What are your company standards on this subject? I also heard GA Power has changed to this standard as well along with others. Any information we can share with each other will go a long way.

BigClive
05-01-2007, 07:28 PM
You get the feeling that each new safety feature introduces it's own new dangers.

Trampbag
05-01-2007, 08:17 PM
You got it Clive.

Traveling around really shows the glaring discrepancies between jurisdictions where safety is concerned. For the first decade I thought it was because every area had it’s own special circumstances but slowly it began to dawn on me that those special circumstances have more to do with employers, or groups of employers, and our own worker representatives (be them unions or associations) collectively trying to distance themselves from any liability what-so-ever.

If the powers to be were concerned about trying to truly make the job safer we would be seeing fewer serious accidents, many fatal. We are not seeing any statistical proof that that is so, but what we do see is some safety geek department of yet another utility putting a new spin on a flogged to death idea.

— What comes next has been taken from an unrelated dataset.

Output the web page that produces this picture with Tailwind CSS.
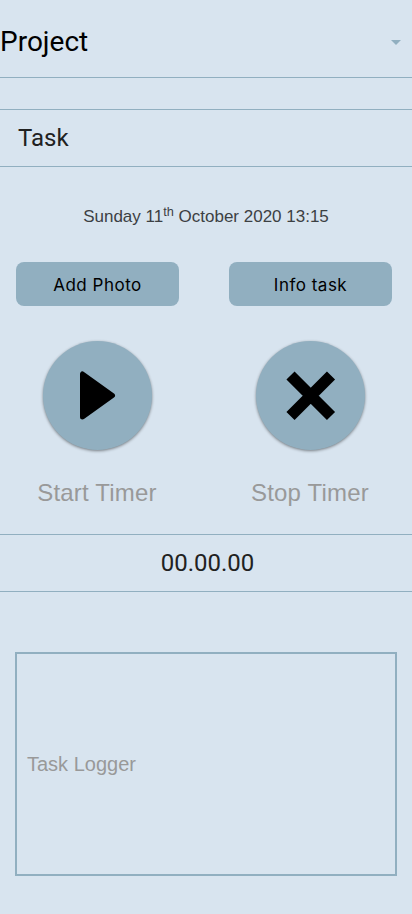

We have had numerous threads in this forum discussing the fine points of EPG methods, FR clothing, safety glasses and a myriad of other safety topics amongst ourselves and what has been accomplished? For me it is only proved the point I made in the first paragraph, “…employers, or groups of employers, and our own worker representatives (be them unions or associations) collectively trying to distance themselves from any liability what-so-ever.”

If anyone has noticed I have been spending most of my efforts on this site in the “Politics and BS” portion because I’m doing more good there, especially in BS.

Until we get our collective heads together as Linemen and quit arguing about whether 5 staples or 6 per 10 foot length is going to make a difference in the safety of our people this trade is doomed to continually suffer the jobs site meat grinder we call a trade.

It makes me hold my head and scream the sound that is never heard.

Bull Dog
05-01-2007, 08:29 PM
couldnt agree more and besides hes in the wrong thread!

PA BEN
05-01-2007, 09:29 PM
Until OSHA gives the OK to just a ground wire, it's a pole band. Plain and simple. The company can add a ground wire to the pole and use the pole band too. The EPG tests Iíve seen this is the best way to do it.:rolleyes:

linemanfrog
05-02-2007, 03:36 PM
Actually guys I would consider this to fall under safety meeting (the heading of this thread.) I do agree that this subject has been beaten to death over the past few years. Some companies do not fall under OSHA actually but use OSHA rules and regs as guidelines. I think as a industry wide thought that Equal Potential Grounding has been accepted. These other companies are not saying that this is wrong by any means. They performed tests that show the current method (pole band/cluster bar) can be ineffective. I personally want to protect myself as much as possible and if there is a better, more consistent way to provide a safer work area then I am all about it. From speaking with the guy they are actually attempting to make establishing a EP zone easier (no pole band/cluster bar) as well as making it more reliable and safer. As stated earlier I would like to know what other companies are doing and if they are considering changing to a different method why are they doing so? We can be proactive and help change happen in directions where we would like to see it go, or we can sit by and watch while people who have no idea about our job make the rules for us. I personally choose to be proactive and ensure that things are in my best interest where ever and when ever I can. So with that being said, does anyone have any helpful information on this subject?

500 KVA
05-10-2007, 08:59 PM
Cluster Bar is the only way. Staples????? Come on!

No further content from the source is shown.